Nous sommes des enfants qui, regardant vivre les adultes, se disent qu’ils pourraient très bien se débrouiller seuls et qui réclament une indépendance qui les conduirait au drame si leurs parents, qui sont passés par là, ne les réfrénaient pas. Nous aussi nous voudrions déjà être des Bons-Chrétiens, quitte à remanier les pratiques des anciens quand elles nous semblent incompréhensibles ou astreignantes. Et ce piège est d’autant plus dangereux qu’il n’y a pas de Bon-Chrétien pour nous dire comme le faisaient Pierre Authié ou Guillaume Bélibaste : Halte-là ! Ceci n’est pas de votre compétence ni de votre ressort. Accepter cela c’est se prémunir davantage de dérives très graves car fondatrice d’un néo-catharisme qui n’aurait rien de commun et de comparable avec le catharisme authentique. C’est pour cela aussi que les cathares attachaient tant d’importance à la pureté spirituelle des officiants et qu’ils annulaient les Consolations données par des revêtus suspects de n’avoir pas été au mieux de leur pureté évangélique lorsqu’ils les avaient conférés.
Acceptons que nous devrons attendre encore longtemps avant de comprendre le bien-fondé de certains choix des nos anciens, que ce soit dans les rituels comme dans la vie quotidienne.

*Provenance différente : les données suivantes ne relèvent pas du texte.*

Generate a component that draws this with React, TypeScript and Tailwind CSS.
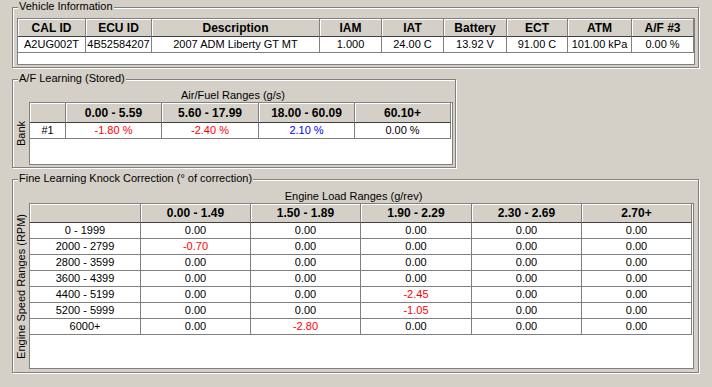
import React from "react";

type Cell = { text: string; color?: "red" | "blue" };

const vehicleHeaders = ["CAL ID", "ECU ID", "Description", "IAM", "IAT", "Battery", "ECT", "ATM", "A/F #3"];
const vehicleRow: Cell[] = [
  "A2UG002T",
  "4B52584207",
  "2007 ADM Liberty GT MT",
  "1.000",
  "24.00 C",
  "13.92 V",
  "91.00 C",
  "101.00 kPa",
  "0.00 %",
].map((text) => ({ text }));

const afHeaders = ["", "0.00 - 5.59", "5.60 - 17.99", "18.00 - 60.09", "60.10+"];
const afRow: Cell[] = [
  { text: "#1" },
  { text: "-1.80 %", color: "red" },
  { text: "-2.40 %", color: "red" },
  { text: "2.10 %", color: "blue" },
  { text: "0.00 %" },
];

const knockHeaders = ["", "0.00 - 1.49", "1.50 - 1.89", "1.90 - 2.29", "2.30 - 2.69", "2.70+"];
const knockData: [string, string[]][] = [
  ["0 - 1999", ["0.00", "0.00", "0.00", "0.00", "0.00"]],
  ["2000 - 2799", ["-0.70", "0.00", "0.00", "0.00", "0.00"]],
  ["2800 - 3599", ["0.00", "0.00", "0.00", "0.00", "0.00"]],
  ["3600 - 4399", ["0.00", "0.00", "0.00", "0.00", "0.00"]],
  ["4400 - 5199", ["0.00", "0.00", "-2.45", "0.00", "0.00"]],
  ["5200 - 5999", ["0.00", "0.00", "-1.05", "0.00", "0.00"]],
  ["6000+", ["0.00", "-2.80", "0.00", "0.00", "0.00"]],
];
const knockRows: Cell[][] = knockData.map(([rpm, vals]) => [
  { text: rpm },
  ...vals.map((v) => ({ text: v, color: v.startsWith("-") ? ("red" as const) : undefined })),
]);

function Group({
  title,
  className,
  children,
}: {
  title: string;
  className: string;
  children: React.ReactNode;
}) {
  return (
    <div
      className={`relative border border-[#808080] shadow-[inset_1px_1px_0_#fff,1px_1px_0_#fff] ${className}`}
    >
      <span className="absolute left-[5px] -top-[8px] bg-[#d4d0c8] px-[1px] leading-[13px] whitespace-nowrap">
        {title}
      </span>
      {children}
    </div>
  );
}

function Grid({
  cols,
  headers,
  rows,
  headerH,
  height,
}: {
  cols: string;
  headers: string[];
  rows: Cell[][];
  headerH: string;
  height: string;
}) {
  return (
    <div className={`border border-[#808080] bg-white ${height}`}>
      <div className={`grid ${cols}`}>
        {headers.map((h, i) => (
          <div
            key={i}
            className={`${headerH} flex items-center justify-center bg-[#d4d0c8] text-[12px] font-bold border-r border-b border-r-[#808080] border-b-[#404040] shadow-[inset_1px_1px_0_#fff] whitespace-nowrap`}
          >
            {h}
          </div>
        ))}
        {rows.map((row, r) =>
          row.map((c, i) => (
            <div
              key={`${r}-${i}`}
              className={`h-[16px] leading-[15px] text-center border-r border-b border-[#808080] whitespace-nowrap ${
                c.color === "red" ? "text-[#ff0000]" : c.color === "blue" ? "text-[#0000ff]" : "text-black"
              }`}
            >
              {c.text}
            </div>
          ))
        )}
      </div>
    </div>
  );
}

export default function App() {
  return (
    <div className="w-[712px] h-[387px] bg-[#d4d0c8] text-black text-[11px] font-['Liberation_Sans',Arial,sans-serif] flex flex-col pt-[7px] pl-[12px] overflow-hidden">
      {/* Vehicle info */}
      <Group title="Vehicle Information" className="w-[687px] h-[61px] pt-[10px] pl-[4px] pr-[3px]">
        <Grid
          cols="grid-cols-[68px_66px_168px_62px_62px_63px_61px_64px_62px]"
          headers={vehicleHeaders}
          rows={[vehicleRow]}
          headerH="h-[18px]"
          height="h-[47px]"
        />
      </Group>

      {/* A/F learning */}
      <Group title="A/F Learning (Stored)" className="mt-[11px] w-[444px] h-[89px] pt-[8px] pr-[2px] flex flex-col">
        <div className="h-[14px] leading-[14px] text-center">Air/Fuel Ranges (g/s)</div>
        <div className="flex">
          <div className="w-[16px] flex items-center justify-center pl-[1px]">
            <span className="[writing-mode:vertical-rl] rotate-180 leading-[13px]">Bank</span>
          </div>
          <div className="flex-1">
            <Grid
              cols="grid-cols-[36px_96px_97px_96px_96px]"
              headers={afHeaders}
              rows={[afRow]}
              headerH="h-[20px]"
              height="h-[63px]"
            />
          </div>
        </div>
      </Group>

      {/* Knock correction */}
      <Group
        title="Fine Learning Knock Correction (° of correction)"
        className="mt-[11px] w-[687px] h-[194px] pt-[9px] pr-[4px] flex flex-col"
      >
        <div className="h-[14px] leading-[14px] text-center">Engine Load Ranges (g/rev)</div>
        <div className="flex">
          <div className="w-[16px] flex items-center justify-center pl-[1px]">
            <span className="[writing-mode:vertical-rl] rotate-180 leading-[13px] whitespace-nowrap">
              Engine Speed Ranges (RPM)
            </span>
          </div>
          <div className="flex-1">
            <Grid
              cols="grid-cols-[111px_110px_110px_111px_110px_110px]"
              headers={knockHeaders}
              rows={knockRows}
              headerH="h-[19px]"
              height="h-[166px]"
            />
          </div>
        </div>
      </Group>
    </div>
  );
}
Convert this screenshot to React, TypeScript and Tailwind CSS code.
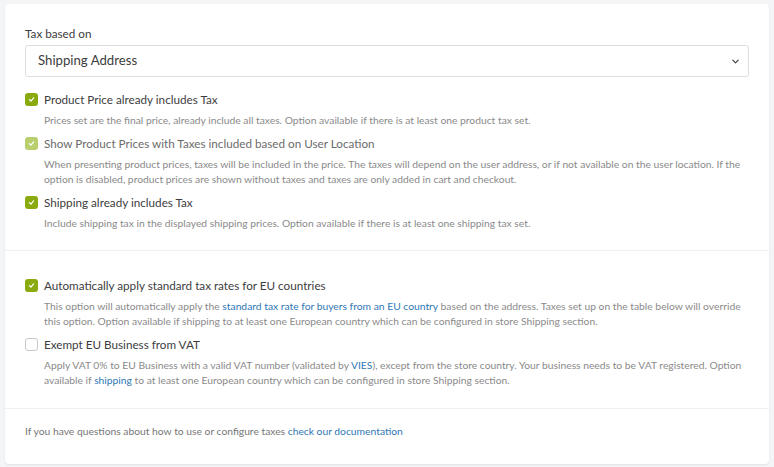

Seuls les cas où nous pouvons avérer que ces choix étaient fondés sur une connaissance mondaine erronée peuvent être revus. Je n’en connais qu’un à ce jour, celui de la consommation de poissons, crustacés et autres fruits de la mer.
Abandonnons la voie de la facilité et reprenons notre labeur d’étude et de méditation pour forger notre mental à l’aune de notre esprit. Cessons d’être comme les aveugles du conte, sûrs de nos vérités boiteuses, et devenons comme le sage capable d’embrasser les différents points de vue pour en comprendre la ligne directrice.